Em 2017, a 2ª Seção realizou outro debate de extrema relevância para o Sistema de Previdência Complementar envolvendo, no caso, processos de migração entre planos de benefícios, os quais ocorrem em um contexto de amplo redesenho da relação contratual e previdenciária. No julgamento do REsp repetitivo nº 1.551.488/MS, de relatoria do ministro Luis Felipe Salomão, o STJ afastou a incidência dos chamados "índices expurgados" sobre valores portados em razão de migração, além de ter firmado posição acerca da indivisibilidade das transações firmadas para viabilizar essas migrações entre planos previdenciários no âmbito da mesma Entidade Fechada de Previdência Complementar — EFPC. Foi estabelecida tese  no sentido de que negócios jurídicos dessa natureza envolvem ônus e bônus, de modo que somente podem ser anulados diante da comprovada existência de vício de vontade e sua anulação deve ser integral, tendo como efeito o retorno ao status quo ante.

No mesmo ano de 2017, a 3ª Turma do STJ, ao julgar o REsp nº 1.673.367/ES, de relatoria do ministro Ricardo Villas Bôas Cueva, retornou ao tema das submassas, oportunidade em que aperfeiçoou aquele julgamento da 2ª Seção realizado no ano de 2015 (REsp nº 1.248.975/ES) ao entender por retirar o comando condenatório da EFPC, exatamente diante da percepção de que essa não possui patrimônio próprio para arcar com a condenação, sendo mera gestora de recursos previdenciários de seus participantes e assistidos.

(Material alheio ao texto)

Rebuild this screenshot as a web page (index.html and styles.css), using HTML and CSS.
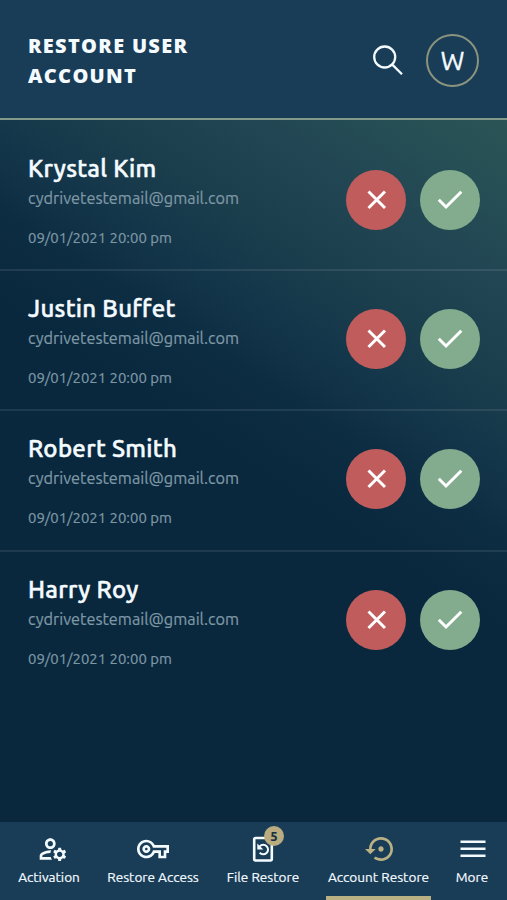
FILE: index.html
```html
<!DOCTYPE html>
<html lang="en">
<head>
<meta charset="utf-8">
<title>Restore User Account</title>
<link rel="stylesheet" href="styles.css">
</head>
<body>
<svg class="defs" aria-hidden="true">
  <symbol id="close" viewBox="0 0 60 60"><path d="M22.500 21.500L39 38M39 21.500L22.500 38" fill="none" stroke="#fff" stroke-width="3"/></symbol>
  <symbol id="check" viewBox="0 0 60 60"><path d="M18.800 29.800L26 37L41.300 21.700" fill="none" stroke="#fff" stroke-width="3"/></symbol>
</svg>
<div class="app">
  <header class="header">
    <h1 class="title">RESTORE USER<br>ACCOUNT</h1>
    <svg class="search" viewBox="0 0 32 32"><circle cx="12.700" cy="13" r="10.500"/><path d="M20.300 20.600L30 30.200"/></svg>
    <div class="avatar">W</div>
  </header>
  <main class="list">
    <section class="row">
      <div class="info"><h2 class="name">Krystal Kim</h2><p class="email">cydrivetestemail@gmail.com</p><p class="date">09/01/2021 20:00 pm</p></div>
      <button class="action reject"><svg><use href="#close"/></svg></button><button class="action accept"><svg><use href="#check"/></svg></button>
    </section>
    <section class="row">
      <div class="info"><h2 class="name">Justin Buffet</h2><p class="email">cydrivetestemail@gmail.com</p><p class="date">09/01/2021 20:00 pm</p></div>
      <button class="action reject"><svg><use href="#close"/></svg></button><button class="action accept"><svg><use href="#check"/></svg></button>
    </section>
    <section class="row">
      <div class="info"><h2 class="name">Robert Smith</h2><p class="email">cydrivetestemail@gmail.com</p><p class="date">09/01/2021 20:00 pm</p></div>
      <button class="action reject"><svg><use href="#close"/></svg></button><button class="action accept"><svg><use href="#check"/></svg></button>
    </section>
    <section class="row">
      <div class="info"><h2 class="name">Harry Roy</h2><p class="email">cydrivetestemail@gmail.com</p><p class="date">09/01/2021 20:00 pm</p></div>
      <button class="action reject"><svg><use href="#close"/></svg></button><button class="action accept"><svg><use href="#check"/></svg></button>
    </section>
  </main>
  <nav class="nav">
    <a class="tab">
      <svg class="icon shift" viewBox="0 0 24 24"><path d="M4 18v-.65c0-.34.16-.66.41-.81C6.100 15.530 8.030 15 10 15c.03 0 .05 0 .08.01.1-.7.3-1.370.59-1.980-.22-.02-.44-.03-.67-.03-2.420 0-4.680.67-6.610 1.820-.88.52-1.390 1.500-1.390 2.530V20h9.260c-.42-.6-.75-1.280-.97-2H4zM10 12c2.210 0 4-1.790 4-4s-1.790-4-4-4-4 1.790-4 4 1.790 4 4 4zm0-6c1.100 0 2 .9 2 2s-.9 2-2 2-2-.9-2-2 .9-2 2-2zM20.750 16c0-.22-.03-.42-.06-.63l1.140-1.010-1-1.730-1.450.49c-.32-.27-.68-.48-1.080-.63L18 11h-2l-.3 1.490c-.4.15-.76.36-1.080.63l-1.450-.49-1 1.730 1.140 1.010c-.03.21-.06.41-.06.63s.03.42.06.63l-1.140 1.010 1 1.730 1.450-.49c.32.27.68.48 1.080.63L16 21h2l.3-1.490c.4-.15.76-.36 1.080-.63l1.450.49 1-1.730-1.140-1.010c.03-.21.06-.41.06-.63zM17 18c-1.100 0-2-.9-2-2s.9-2 2-2 2 .9 2 2-.9 2-2 2z"/></svg>
      <span>Activation</span>
    </a>
    <a class="tab">
      <svg class="icon" viewBox="0 0 24 24"><path d="M22 19h-6v-4h-2.680c-1.140 2.420-3.600 4-6.320 4-3.860 0-7-3.140-7-7s3.140-7 7-7c2.720 0 5.170 1.580 6.320 4H24v6h-2v4zm-4-2h2v-4h2v-2H11.940l-.23-.67C11.010 8.340 9.110 7 7 7c-2.760 0-5 2.240-5 5s2.240 5 5 5c2.110 0 4.010-1.340 4.710-3.330l.23-.67H18v4zM7 15c-1.650 0-3-1.350-3-3s1.350-3 3-3 3 1.350 3 3-1.350 3-3 3zm0-4c-.55 0-1 .45-1 1s.45 1 1 1 1-.45 1-1-.45-1-1-1z"/></svg>
      <span>Restore Access</span>
    </a>
    <a class="tab">
      <span class="holder"><svg class="icon" viewBox="0 0 32 32"><rect class="line" x="7.200" y="5" width="17.600" height="22.500" rx="1.500"/><path class="line thin" d="M12.800 13.200A4.800 4.800 0 1 1 12.700 19.800"/><path d="M10.300 10.500v6h6z"/></svg><b class="badge">5</b></span>
      <span>File Restore</span>
    </a>
    <a class="tab active">
      <svg class="icon gold" viewBox="0 0 24 24"><path d="M14 12c0-1.100-.9-2-2-2s-2 .9-2 2 .9 2 2 2 2-.9 2-2zm-2-9c-4.970 0-9 4.030-9 9H0l4 4 4-4H5c0-3.870 3.130-7 7-7s7 3.130 7 7-3.130 7-7 7c-1.510 0-2.910-.49-4.060-1.300l-1.420 1.440C8.040 20.300 9.940 21 12 21c4.970 0 9-4.030 9-9s-4.030-9-9-9z"/></svg>
      <span>Account Restore</span>
    </a>
    <a class="tab">
      <svg class="icon menu" viewBox="0 0 32 32"><path d="M3.500 7.500h25v2.600h-25zM3.500 14.500h25v2.600h-25zM3.500 21.500h25v2.600h-25z"/></svg>
      <span>More</span>
    </a>
  </nav>
</div>
</body>
</html>
```
FILE: styles.css
```css
* { box-sizing: border-box; }
body { margin: 0; }
.defs { position: absolute; width: 0; height: 0; }
.app {
  display: flex;
  flex-direction: column;
  height: 900px;
  overflow: hidden;
  color: #f4fbff;
  font-family: Ubuntu, "Noto Sans", sans-serif;
  background: #09283e;
}
.header {
  display: flex;
  align-items: center;
  flex: none;
  height: 120px;
  padding: 3px 28px 0;
  border-bottom: 2px solid #83998a;
  background: #193c57;
}
.title {
  flex: 1;
  margin: 0;
  font: 800 20px/30px "Open Sans", sans-serif;
  letter-spacing: 1.3px;
}
.search { width: 32px; height: 32px; margin: 0 22px 1px 0; fill: none; stroke: #f4fbff; stroke-width: 2.3; }
.avatar {
  width: 53px;
  height: 53px;
  border: 2px solid #8a937d;
  border-radius: 50%;
  font-size: 25.500px;
  line-height: 50px;
  text-align: center;
  -webkit-text-stroke: 0.4px;
}
.list {
  flex: 1;
  background: linear-gradient(213deg, #2b5456 0, #254d55 80px, #214553 150px, #1b3e4d 225px, #14364a 290px, #0d2d43 350px, #09283e 430px);
}
.row {
  display: flex;
  align-items: center;
  height: 140.300px;
  padding: 4px 27px 0 28px;
  border-top: 2px solid #ffffff16;
}
.row:first-child { height: 149px; padding-top: 14px; border: 0; }
.info { flex: 1; white-space: nowrap; }
.name {
  margin: 0;
  font-size: 24px;
  line-height: 30px;
  font-weight: 500;
  letter-spacing: 0.3px;
  -webkit-text-stroke: 0.5px;
}
.email, .date { margin: 0; color: #7f98a5; -webkit-text-stroke: 0.2px; }
.email { font-size: 16.300px; line-height: 28px; }
.date { margin-top: 14px; font-size: 14.900px; line-height: 24px; }
.action { width: 60px; height: 60px; margin: 0 0 6px 14px; padding: 0; border: 0; border-radius: 50%; }
.row:first-child .action { margin-bottom: 4px; }
.action svg { display: block; width: 60px; height: 60px; }
.reject { background: #c15c5d; }
.accept { background: #82ac8d; }
.nav {
  display: grid;
  grid-template-columns: 98px 110px 110px 121px 66px;
  flex: none;
  height: 78px;
  background: #193c57;
}
.tab {
  display: flex;
  flex-direction: column;
  align-items: center;
  padding-top: 11px;
  font-size: 13.600px;
  line-height: 24px;
  white-space: nowrap;
  -webkit-text-stroke: 0.2px;
}
.icon { display: block; width: 32px; height: 32px; fill: #f4fbff; }
.shift { margin-left: 7px; }
.menu { margin-left: 2px; }
.gold { margin-left: 4px; fill: #b9b184; }
.holder { position: relative; }
.line { fill: none; stroke: #f4fbff; stroke-width: 2.6; }
.thin { stroke-width: 2; }
.badge {
  position: absolute;
  left: 17px;
  top: -7px;
  width: 20px;
  height: 20px;
  border-radius: 50%;
  background: #b9ac80;
  color: #17303f;
  font-size: 13px;
  line-height: 20px;
  text-align: center;
}
.active { border-bottom: 4px solid #b9b184; margin: 0 8px; }
```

Definiu-se, assim, que, diante da ausência de constituição de reservas pela submassa exaurida, a EFPC não poderia continuar pagando a complementação de aposentadoria para os ex-empregados da empresa falida, garantindo-se, porém, a esses participantes e assistidos o recebimento do direito acumulado por cada um quando a EFPC receber os créditos habilitados no processo de falência da empresa patrocinadora. Esse entendimento se revelou de extrema relevância para o deslinde dessa complexa controvérsia, pois propõe solução equilibrada, na medida em que assegura o direito desses dois grupos de participantes ligados a submassas diversas.

Em 2018, outro julgamento emblemático envolveu o Sistema de Previdência Complementar Fechado na 2ª Seção. Ao julgar o REsp repetitivo nº 1.312.736/RS (Tema 955), de relatoria do ministro Antonio Carlos Ferreira, a Seção de Direito Privado pacificou o entendimento de que, após a concessão do benefício complementar, esse não poderia ser revisado para a incorporação de "horas extras", reconhecidas no bojo de processos trabalhistas movidos por participantes contra seus empregadores, dos quais as EFPC’s sequer fizeram parte, e que envolviam discussões relativas ao cumprimento do contrato de trabalho.

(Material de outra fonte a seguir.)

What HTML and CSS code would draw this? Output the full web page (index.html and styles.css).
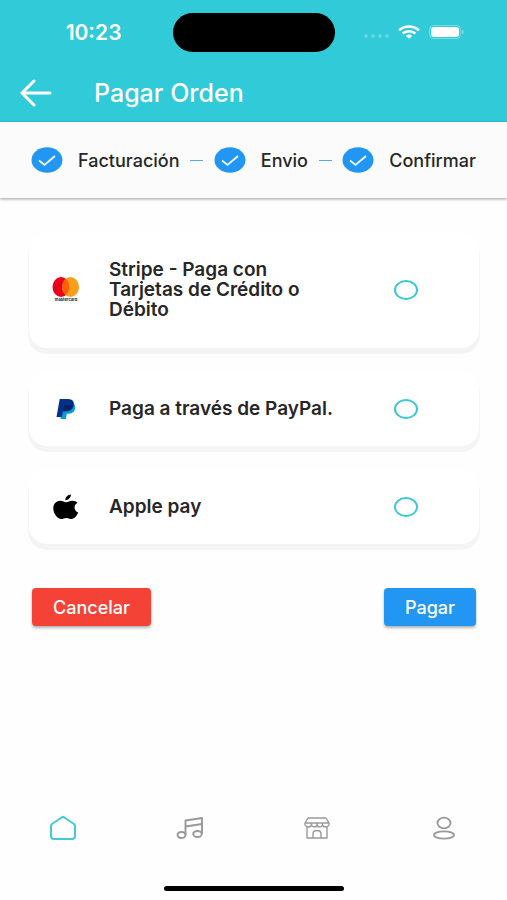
FILE: index.html
```html
<!DOCTYPE html>
<html lang="es">
<head>
<meta charset="utf-8">
<meta name="viewport" content="width=device-width, initial-scale=1">
<title>Pagar Orden</title>
<link rel="stylesheet" href="styles.css">
</head>
<body>
<header class="header">
  <div class="status">
    <span class="time">10:23</span>
    <span class="island"></span>
    <span class="indicators">
      <svg class="dots" width="26" height="6" viewBox="0 0 26 6" fill="#fff" opacity=".25"><circle cx="3" cy="3" r="1.900"/><circle cx="10" cy="3" r="1.900"/><circle cx="17" cy="3" r="1.900"/><circle cx="24" cy="3" r="1.900"/></svg>
      <svg width="22" height="14" viewBox="0 0 22 14" fill="none" stroke="#fff" stroke-width="2.600"><path d="M1 5.200C6.800.3 15.200.3 21 5.200M4.600 8.500C8.300 5.400 13.700 5.400 17.400 8.500"/><path d="M7.800 10.900Q11 8.200 14.200 10.900L11 13.800Z" fill="#fff" stroke="none"/></svg>
      <svg width="36" height="14" viewBox="0 0 36 14"><rect x=".5" y=".5" width="31" height="13" rx="4" fill="none" stroke="#fff" opacity=".35"/><rect x="2" y="2" width="28" height="10" rx="3" fill="#fff"/><path d="M33 5q3 2 0 4z" fill="#fff" opacity=".5"/></svg>
    </span>
  </div>
  <div class="toolbar">
    <button class="back" type="button" aria-label="Volver">
      <svg width="32" height="28" viewBox="0 0 32 28" fill="none" stroke="#fff" stroke-width="3" stroke-linecap="round" stroke-linejoin="round"><path d="M30 14H2M14 2 2 14 14 26"/></svg>
    </button>
    <h1 class="title">Pagar Orden</h1>
  </div>
</header>

<ol class="steps">
  <li class="step"><svg class="check" viewBox="0 0 32 26"><ellipse cx="16" cy="13" rx="15.500" ry="12.800" fill="#2196f3"/><path d="M8 13.500 13.500 18 24 9" fill="none" stroke="#fff" stroke-width="1.700"/></svg><span>Facturación</span></li>
  <li class="line" aria-hidden="true"></li>
  <li class="step"><svg class="check" viewBox="0 0 32 26"><ellipse cx="16" cy="13" rx="15.500" ry="12.800" fill="#2196f3"/><path d="M8 13.500 13.500 18 24 9" fill="none" stroke="#fff" stroke-width="1.700"/></svg><span>Envio</span></li>
  <li class="line" aria-hidden="true"></li>
  <li class="step"><svg class="check" viewBox="0 0 32 26"><ellipse cx="16" cy="13" rx="15.500" ry="12.800" fill="#2196f3"/><path d="M8 13.500 13.500 18 24 9" fill="none" stroke="#fff" stroke-width="1.700"/></svg><span>Confirmar</span></li>
</ol>

<main class="main">
  <form class="form">
    <label class="card card-tall">
      <svg class="logo" viewBox="0 0 28 28"><ellipse cx="9" cy="11" rx="8.500" ry="10" fill="#eb001b"/><ellipse cx="18.500" cy="11" rx="8.500" ry="10" fill="#f79e1b"/><path d="M13.750 2.800C18.300 7 18.300 15 13.750 19.200C9.200 15 9.200 7 13.750 2.800Z" fill="#ff5f00"/><text x="14" y="25" text-anchor="middle" class="brand">mastercard</text></svg>
      <span class="name">Stripe - Paga con Tarjetas de Crédito o Débito</span>
      <input class="radio" type="radio" name="pago" value="stripe">
    </label>
    <label class="card">
      <svg class="logo" viewBox="0 0 28 28"><path d="M10.500 7H19Q24 8.500 23 14Q22 18.800 16 18.800H14.800L13.900 24H8.500Z" fill="#009cde"/><path d="M7.700 4H16Q23 4 21.500 10.500Q20.200 16.300 14 16.300H11L9.800 22H4.500Z" fill="#003087"/><path d="M12.200 11.500Q12.500 10.300 13.700 10.300H21.500Q20 16.300 14 16.300H11Z" fill="#012169"/></svg>
      <span class="name">Paga a través de PayPal.</span>
      <input class="radio" type="radio" name="pago" value="paypal">
    </label>
    <label class="card">
      <svg class="logo" viewBox="0 0 28 28"><path d="M18.800 1.500C19.200 4.500 16.500 7.200 13.400 7.200C13 4.500 15.800 1.700 18.800 1.500ZM25.600 9.700C21.200 12 21.700 17.600 26.200 19.600C24.800 22.800 22.600 26 19.600 26C17.500 26 16.600 24.900 14.400 24.900C12.100 24.900 11 26 9.200 26C5.400 26 1.300 20.400 1.300 15.200C1.300 10.600 4.600 7.800 8.200 7.800C10.800 7.800 12.500 9.300 14.200 9.300C15.800 9.300 17.500 7.700 20.400 7.700C22.500 7.700 24.400 8.400 25.600 9.700Z"/></svg>
      <span class="name">Apple pay</span>
      <input class="radio" type="radio" name="pago" value="apple">
    </label>
    <div class="actions">
      <button class="btn btn-cancel" type="button">Cancelar</button>
      <button class="btn btn-pay" type="button">Pagar</button>
    </div>
  </form>
</main>

<nav class="nav">
  <a class="tab active" href="#inicio" aria-label="Inicio"><svg viewBox="0 0 28 26"><path d="M14 2Q15 2 16 3L25 9Q26 10 26 11V21Q26 24 23 24H5Q2 24 2 21V11Q2 10 3 9L12 3Q13 2 14 2Z" stroke-width="2"/></svg></a>
  <a class="tab" href="#musica" aria-label="Música"><svg viewBox="0 0 28 26"><g stroke-width="1.900"><path d="M9.500 20V5.500L26 3V19M9.500 11.500 26 9"/><ellipse cx="5.500" cy="20" rx="4" ry="3"/><ellipse cx="21.500" cy="19" rx="4.300" ry="3"/></g></svg></a>
  <a class="tab" href="#tienda" aria-label="Tienda"><svg viewBox="0 0 28 26"><g stroke-width="1.400"><path d="M5 3H23L26 8V10Q25 12 22.500 12Q20 12 19.500 10Q18.500 12 16.500 12Q14.500 12 14 10Q13.500 12 11.500 12Q9.500 12 8.500 10Q8 12 5.500 12Q3 12 2 10V8ZM2 8H26M8.500 8V10M14 8V10M19.500 8V10M4 12V23H24V12M10 23V19Q10 15.500 14 15.500Q18 15.500 18 19V23"/></g></svg></a>
  <a class="tab" href="#perfil" aria-label="Perfil"><svg viewBox="0 0 28 26"><g stroke-width="1.800"><ellipse cx="14" cy="8" rx="6.500" ry="5.300"/><ellipse cx="14" cy="20" rx="10" ry="3.700"/></g></svg></a>
</nav>
<div class="home-bar"></div>
</body>
</html>
```
FILE: styles.css
```css
* { box-sizing: border-box; }
body {
  margin: 0;
  min-height: 100vh;
  display: flex;
  flex-direction: column;
  background: #fefefe;
  color: #272727;
  font-family: Inter, "Liberation Sans", sans-serif;
}
.header { background: #30cad9; color: #fff; }
.status {
  display: grid;
  grid-template-columns: 1fr 162px 1fr;
  align-items: center;
  height: 64px;
}
.time { padding-right: 51px; text-align: right; font-size: 21px; font-weight: 600; }
.island { height: 39px; border-radius: 20px; background: #000; }
.indicators { display: flex; align-items: center; gap: 9px; padding-left: 28px; }
.dots { margin-top: 8px; }
.toolbar { display: flex; align-items: center; gap: 42px; height: 58px; padding: 0 20px; }
.back { display: flex; padding: 0; border: 0; background: none; }
.title { margin: 0; font-size: 25px; line-height: 28px; font-weight: 500; }

.steps {
  display: flex;
  align-items: center;
  justify-content: space-between;
  height: 76px;
  margin: 0;
  padding: 0 31px;
  list-style: none;
  background: #fbfbfb;
  box-shadow: 0 1px 3px rgba(0, 0, 0, .4);
  font-size: 18px;
  font-weight: 500;
}
.step { display: flex; align-items: center; gap: 15px; }
.check { width: 32px; height: 26px; }
.line { width: 13px; height: 1px; background: #55a9ec; }

.main { flex: 1; padding: 34px 28px 0 29px; }
.form { display: flex; flex-direction: column; gap: 23px; }
.card {
  display: grid;
  grid-template-columns: 28px 256px 24px;
  column-gap: 29px;
  align-items: center;
  min-height: 75px;
  padding: 0 23px;
  border-radius: 18px;
  background: #fff;
  box-shadow: 0 5px 1px 1px #f4f4f4;
}
.card-tall { min-height: 116px; }
.logo { width: 28px; height: 28px; }
.brand { font: 700 4px Inter, sans-serif; fill: #222; }
.name { max-width: 232px; font-size: 19px; line-height: 20px; font-weight: 600; }
.radio {
  appearance: none;
  width: 24px;
  height: 20px;
  margin: 0;
  border: 2px solid #3bc8d5;
  border-radius: 50%;
}
.radio:checked { background: #3bc8d5; }
.actions { display: flex; justify-content: space-between; padding: 21px 3px 0; }
.btn {
  height: 38px;
  padding: 0 21px;
  border: 0;
  border-radius: 4px;
  color: #fff;
  font: 500 18px Inter, "Liberation Sans", sans-serif;
  box-shadow: 0 2px 3px rgba(0, 0, 0, .3);
}
.btn-cancel { background: #f44336; }
.btn-pay { background: #2196f3; }

.nav { display: grid; grid-template-columns: repeat(4, 1fr); height: 64px; }
.tab { display: flex; align-items: center; justify-content: center; color: #999; }
.tab svg { width: 28px; height: 26px; fill: none; stroke: currentColor; stroke-linejoin: round; }
.active { color: #45c9d4; }
.home-bar { width: 180px; height: 5px; margin: 26px auto 9px; border-radius: 3px; background: #000; }
```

Em sede de modulação de efeitos, no entanto, permitiu-se tal revisão, para aquelas ações já ajuizadas até 8/8/2018, desde que houvesse previsão regulamentar para tanto e que fosse previa e integralmente constituída a reserva matemática apta a suportar o aludido incremento no benefício previdenciário. Esse tema foi novamente julgado em 2020, tendo o STJ reafirmado esse entendimento e o estendido para quaisquer verbas remuneratórias e não apenas para horas extras (REsp’s repetitivos nº 1.778.938/SP e nº 1.740.397/RS — Tema 1.021).

Em 2019, o Superior Tribunal de Justiça concluiu julgamento sobre questão basilar da previdência complementar fechada — definição do regulamento aplicável para cálculo da renda mensal inicial do benefício previdenciário. Ao julgar o REsp nº 1.435.837/RS, de relatoria para acórdão do ministro Ricardo Villas Bôas Cueva, pacificou-se o entendimento de que o regulamento aplicável é aquele vigente na data em que o participante reuniu todas condições para se aposentar e não aquele vigente na data em que ingressou no plano de benefícios.

Como se verifica desse apanhado cronológico da jurisprudência do Superior Tribunal de Justiça na última década envolvendo a previdência complementar fechada, é notória a sua evolução e a sua importância para a exata compreensão desse setor tão relevante para a sociedade e para a economia nacional.

Os desafios são muitos ainda, mas é inegável que a jurisprudência da previdência complementar fechada caminhou muito bem até aqui. Neste ano de 2021, espera-se que a Corte máxima de interpretação da legislação federal no país consolide seu entendimento sobre o tema envolvendo as submassas de planos de benefícios, pacificando-o no sentido de preservar a sua independência patrimonial, eis que ainda há grande incerteza envolvendo essa matéria, o que coloca em risco a segurança, higidez e solvência de diversos planos de benefícios brasileiros.